People were accurate 60 percent of the time, which is better than chance. But there were plenty of wrong guesses, too, showing that the stereotypes can be way off. The man who most people thought was straight was actually gay.
There! We have proven beyond doubt that stereotypes can be way off, except in the case where they are not way off, which is what we were really trying to prove in the first place! It's SCIENCE!
Many people do think that gay men are more promiscuous than straight men, and in fact, Bailey said, gay men do have more sex partners. But, he said, it's because men, in general, want lots of partners and women, in general, do not. Women limit the amount of sex that straight men have.

"I think that the typical straight man would have as many sex partners as the typical gay man if he could," Bailey said.
So, in other words, there is absolutely no difference between gay and straight men, it's just that straight guys can't fuck anything that moves, because women have them by the balls! Women! Can't live with 'em, can't live with 'em, am I right guys? And how about that airline food?

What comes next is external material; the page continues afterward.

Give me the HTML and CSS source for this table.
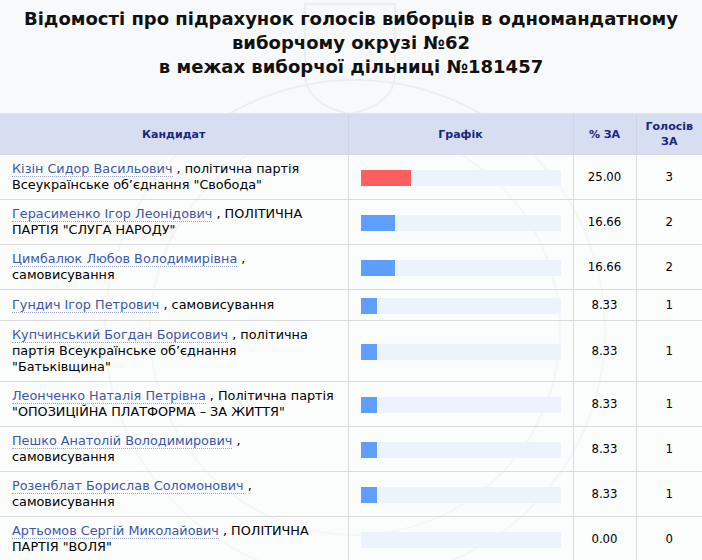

Oh, and by the way, your "typical gay man" has a million, billion sex partners. Without exception.

Oh, and by the way, stating that women hate sex and never, ever want to screw around is not a stereotype at all.

Urge to kill... rising...
But, we asked Bailey, isn't stereotyping harmful?
Ah, here we go. Now is the chance for "professor" Bailey to redeem himself to me. Perhaps he'll say that stereotyping is an unfair and dangerous way to marginalize and demean an entire group of human beings? Perhaps he'll state some statistics showing how stereotypes lead to hate crimes? Maybe he can state how stereotypes can span different groups, like gay men and women, harming all involved?
"Denying stereotypes means that people have to disbelieve what is right there in front of their eyes. That can't be a good thing," Bailey said. "Furthermore, there's nothing wrong with being a feminine man or a masculine woman."

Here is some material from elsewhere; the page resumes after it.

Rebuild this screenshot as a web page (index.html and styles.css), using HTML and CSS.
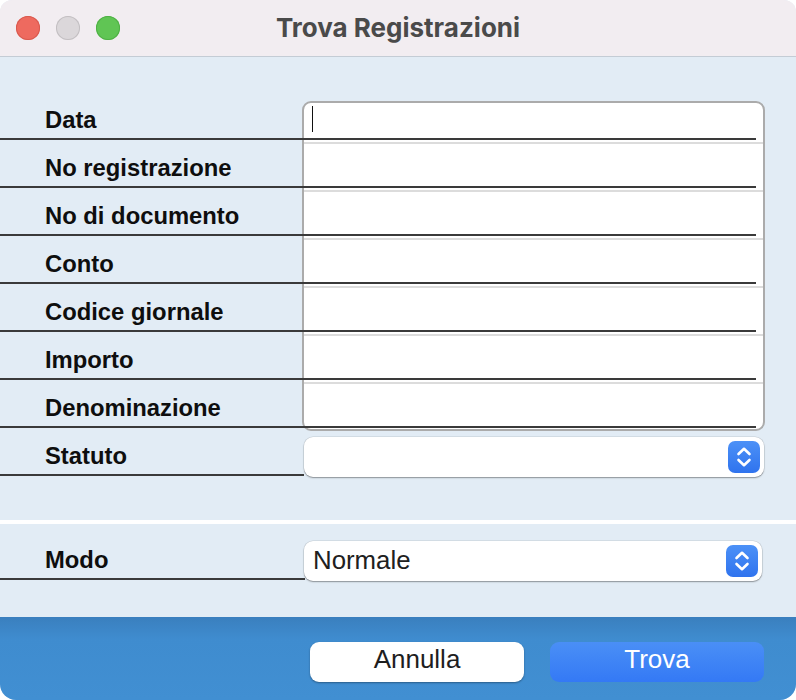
FILE: index.html
```html
<!DOCTYPE html>
<html lang="it">
<head>
<meta charset="utf-8">
<title>Trova Registrazioni</title>
<link rel="stylesheet" href="styles.css">
</head>
<body>
<div class="window">
  <header class="titlebar">
    <div class="lights">
      <span class="light light-red"></span>
      <span class="light light-gray"></span>
      <span class="light light-green"></span>
    </div>
    <h1 class="title">Trova Registrazioni</h1>
    <div class="titlebar-end"></div>
  </header>

  <main class="content">
    <div class="fields">
      <div class="fields-box">
        <div class="box-cell box-cell-first"><span class="caret"></span></div>
        <div class="box-cell"></div>
        <div class="box-cell"></div>
        <div class="box-cell"></div>
        <div class="box-cell"></div>
        <div class="box-cell"></div>
        <div class="box-cell box-cell-last"></div>
      </div>
      <div class="fields-rows">
        <div class="row"><span class="label">Data</span></div>
        <div class="row"><span class="label">No registrazione</span></div>
        <div class="row"><span class="label">No di documento</span></div>
        <div class="row"><span class="label">Conto</span></div>
        <div class="row"><span class="label">Codice giornale</span></div>
        <div class="row"><span class="label">Importo</span></div>
        <div class="row"><span class="label">Denominazione</span></div>
      </div>
    </div>

    <div class="select-row">
      <div class="select-label"><span class="label">Statuto</span></div>
      <div class="popup popup-statuto">
        <span class="popup-value"></span>
        <span class="stepper">
          <svg viewBox="0 0 32 32" width="32" height="32"><path d="M10.5 13 L16 7.8 L21.5 13" /><path d="M10.5 19 L16 24.2 L21.5 19" /></svg>
        </span>
      </div>
    </div>

    <div class="separator"></div>

    <div class="select-row select-row-modo">
      <div class="select-label select-label-modo"><span class="label">Modo</span></div>
      <div class="popup popup-modo">
        <span class="popup-value">Normale</span>
        <span class="stepper">
          <svg viewBox="0 0 32 32" width="32" height="32"><path d="M10.5 13 L16 7.8 L21.5 13" /><path d="M10.5 19 L16 24.2 L21.5 19" /></svg>
        </span>
      </div>
    </div>
  </main>

  <footer class="footer">
    <button class="btn btn-cancel" type="button">Annulla</button>
    <button class="btn btn-primary" type="button">Trova</button>
  </footer>
</div>
</body>
</html>
```

FILE: styles.css
```css
* { box-sizing: border-box; }

html, body {
  margin: 0;
  padding: 0;
  background: #ffffff;
}

body {
  width: 796px;
  height: 700px;
  overflow: hidden;
  font-family: "Liberation Sans", Arial, sans-serif;
}

.window {
  width: 796px;
  height: 700px;
  border-radius: 12px 12px 16px 16px;
  overflow: hidden;
  display: flex;
  flex-direction: column;
  background: #e2ecf5;
}

/* ---------- title bar ---------- */
.titlebar {
  height: 57px;
  flex: 0 0 57px;
  background: #f2edf1;
  border-bottom: 1px solid #c4ccd5;
  display: grid;
  grid-template-columns: 1fr auto 1fr;
  align-items: center;
}

.lights {
  display: flex;
  gap: 16px;
  padding-left: 16px;
}

.light {
  width: 24px;
  height: 24px;
  border-radius: 50%;
  display: block;
}

.light-red { background: #ee6a5f; box-shadow: inset 0 0 0 1px #d85a4f; }
.light-gray { background: #dbd7da; box-shadow: inset 0 0 0 1px #c3bfc2; }
.light-green { background: #60c554; box-shadow: inset 0 0 0 1px #4fb045; }

.title {
  margin: 0;
  font-family: "Inter", "Liberation Sans", sans-serif;
  font-weight: 700;
  font-size: 26px;
  color: #4a4a4a;
  letter-spacing: 0;
  line-height: 1;
  padding-bottom: 0;
}

/* ---------- content ---------- */
.content {
  height: 560px;
  flex: 0 0 560px;
  padding-top: 35px;
  display: flex;
  flex-direction: column;
}

.fields {
  display: grid;
  grid-template-columns: 796px;
}

.fields-box {
  grid-area: 1 / 1;
  margin-left: 302px;
  margin-top: 9px;
  margin-bottom: -3px;
  width: 463px;
  height: 330px;
  background: #ffffff;
  border: 2px solid #ababab;
  border-radius: 9px;
  display: flex;
  flex-direction: column;
}

.box-cell {
  height: 48px;
  flex: 0 0 48px;
  border-top: 2px solid #dcdcdc;
}

.box-cell-first {
  height: 39px;
  flex: 0 0 39px;
  border-top: none;
  padding-left: 8px;
  padding-top: 3px;
}

.box-cell-last {
  flex: 1 1 auto;
}

.caret {
  display: block;
  width: 1px;
  height: 26px;
  background: #111;
}

.fields-rows {
  grid-area: 1 / 1;
  z-index: 1;
  display: flex;
  flex-direction: column;
}

.row {
  width: 756px;
  height: 48px;
  border-bottom: 2px solid #3a3a3a;
  display: flex;
  align-items: flex-end;
  padding-bottom: 6px;
}

.label {
  display: block;
  padding-left: 45px;
  font-family: "Liberation Sans", Arial, sans-serif;
  font-weight: 700;
  font-size: 23.8px;
  line-height: 24px;
  color: #0e0e0e;
  white-space: nowrap;
}

/* ---------- popups ---------- */
.select-row {
  display: flex;
  height: 48px;
  align-items: flex-start;
}

.select-label {
  width: 304px;
  height: 48px;
  flex: 0 0 304px;
  border-bottom: 2px solid #3a3a3a;
  display: flex;
  align-items: flex-end;
  padding-bottom: 6px;
}

.select-label-modo {
  width: 305px;
  flex-basis: 305px;
}

.popup {
  margin-top: 9px;
  height: 40px;
  background: #ffffff;
  border-radius: 9px;
  box-shadow: 0 0 0 0.5px rgba(0, 0, 0, 0.12), 0 1px 1.5px rgba(0, 0, 0, 0.35);
  display: flex;
  align-items: center;
  justify-content: space-between;
  padding-right: 4px;
  padding-left: 9px;
}

.popup-statuto { width: 460px; }
.popup-modo { width: 458px; margin-left: -1px; }

.popup-value {
  font-family: "Liberation Sans", Arial, sans-serif;
  font-size: 25.8px;
  color: #202020;
  line-height: 40px;
  padding-bottom: 3px;
}

.stepper {
  width: 32px;
  height: 32px;
  border-radius: 7px;
  background: linear-gradient(#4c91f7, #2f73ee);
  display: block;
}

.stepper svg {
  display: block;
  fill: none;
  stroke: #ffffff;
  stroke-width: 2.6;
  stroke-linecap: round;
  stroke-linejoin: round;
}

.separator {
  margin-top: 44px;
  height: 4px;
  background: #ffffff;
}

.select-row-modo {
  margin-top: 8px;
}

/* ---------- footer ---------- */
.footer {
  height: 83px;
  flex: 0 0 83px;
  background: linear-gradient(#3a7fbe 0px, #3f8ccf 22px, #418fd2 83px);
  display: flex;
  justify-content: flex-end;
  align-items: flex-start;
  gap: 26px;
  padding-top: 25px;
  padding-right: 32px;
}

.btn {
  width: 214px;
  height: 40px;
  border: none;
  border-radius: 9px;
  font-family: "Liberation Sans", Arial, sans-serif;
  font-size: 26px;
  line-height: 35px;
  padding: 0 0 5px 0;
  margin: 0;
}

.btn-cancel {
  background: #ffffff;
  color: #1e1e1e;
  box-shadow: 0 1px 2px rgba(0, 0, 0, 0.35);
}

.btn-primary {
  background: linear-gradient(#4a8ff6, #3479f5);
  color: #ffffff;
}
```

Stereotypes are only harmful when people have to challenge their beliefs and dispel stereotypes.

I see.
But, of course, stereotypes can lead to ridicule and to violence. People have long mocked gay people, even attacked them, for being different. While there may be some differences between gays and straights, there are lots of similarities.
With that inane, fluffball note, these two collective heads of knuckle end their exhaustive report on gay stereotypes, managing to reinforce the worst, most ancient ones, while not even answering their own question. I'm frankly amazed they bothered to mention lesbians at all.

This seriously has to be one of the worst columns I have ever read. Not only is it sloppily written, poorly researched, and incredibly offensive, it ends with a tacked-on "sterotypes are bad, mmmkay" sort-of "message," which reads like a halfassed book report written by a third grader that skimmed the Cliffs Notes.
"What Charles Dickens was showing in his book, A Tale of Two Cities, was that while these two cities may have had differences, there were also lots of similarities."
ABC should be embarrassed that this juvenile prating ever made it on to their "news" page. This is the kind of ignorant, pigheaded drivel that one would expect to be reading right after the Stonewall riots. This monkeys-flinging-poo writing does absolutely nothing to educate, inform or enrich, and any editor that wasn't a comple imbecile should have rightfully pitched it in the trash, smacked Stossel, and sent him to his room to think about what he had done. Pathetic.

Oh, fuck Carson Kressley, too.

UPDATE: Sarah in Chicago points to this rather illuminating information about "professor"Michael Bailey, who is no longer at Northwestern University, by the way. Gee, another thing Stossel got completely fucking wrong.